Marvel's "Moon Girl And Devil Dinosaur" is an all-ages animated series that's got style and energy and original songs for days. It's the story of a 13-year-old Black girl genius living on Manhattan's Lower East Side. When one of her many gadgets accidentally transports a T-Rex with the personality of a golden retriever from the prehistoric past to present-day New York, she makes the most of it. She launches into a side hustle fighting crime on the streets of her beloved neighborhood. I'm Glen Weldon. And today we're talking about "Moon Girl And Devil Dinosaur" on POP CULTURE HAPPY HOUR from NPR.


WELDON: Joining me today is the host of Weekend Edition Sunday, Ayesha Rascoe. Hey. Welcome back, Ayesha.

AYESHA RASCOE, BYLINE: Hey - glad to be here.
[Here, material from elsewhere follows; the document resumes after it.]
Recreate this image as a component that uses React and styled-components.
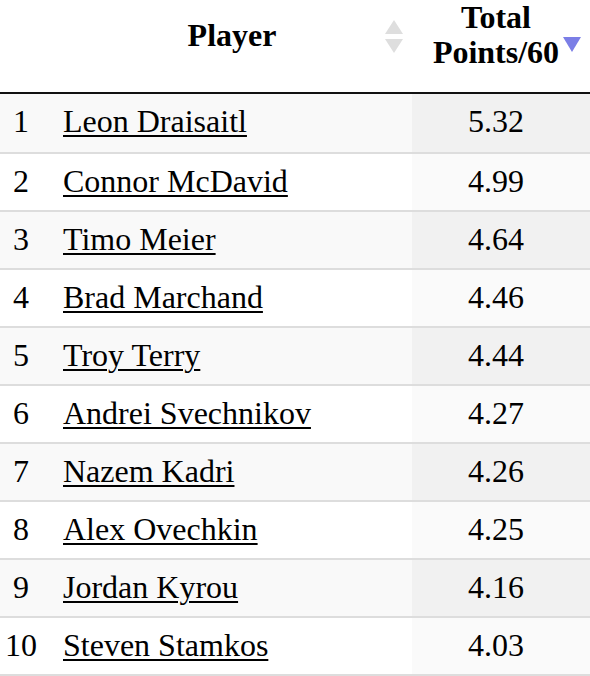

WELDON: Great to have you. In Marvel's "Moon Girl And Devil Dinosaur," Diamond White voices young Lunella Lafayette. She lives on the Lower East Side and loves it. She loves a lot of things - her mom and dad, who own a roller disco. They're voiced by Sasheer Zamata and Jermaine Fowler. She loves her grandmother, voiced by Alfre Woodard. She loves coming up with incredibly advanced scientific inventions, including one that pulls a T-Rex named Devil Dinosaur into the modern world. He's voiced - or grunted - by Fred Tatasciore. Ever resourceful, Lunella adopts the identity of Moon Girl and patrols the streets of the LES. This is all unbeknownst to her very supportive family but extremely knownst (ph) to her very online friend, Casey, voiced by Libe Barer. Moon Girl's adventures feature a lot of eye-popping colors and dynamic animation that call to mind "Spider-Man: Into The Spider-Verse." And like that movie, it's not tied to a lot of dense MCU continuity.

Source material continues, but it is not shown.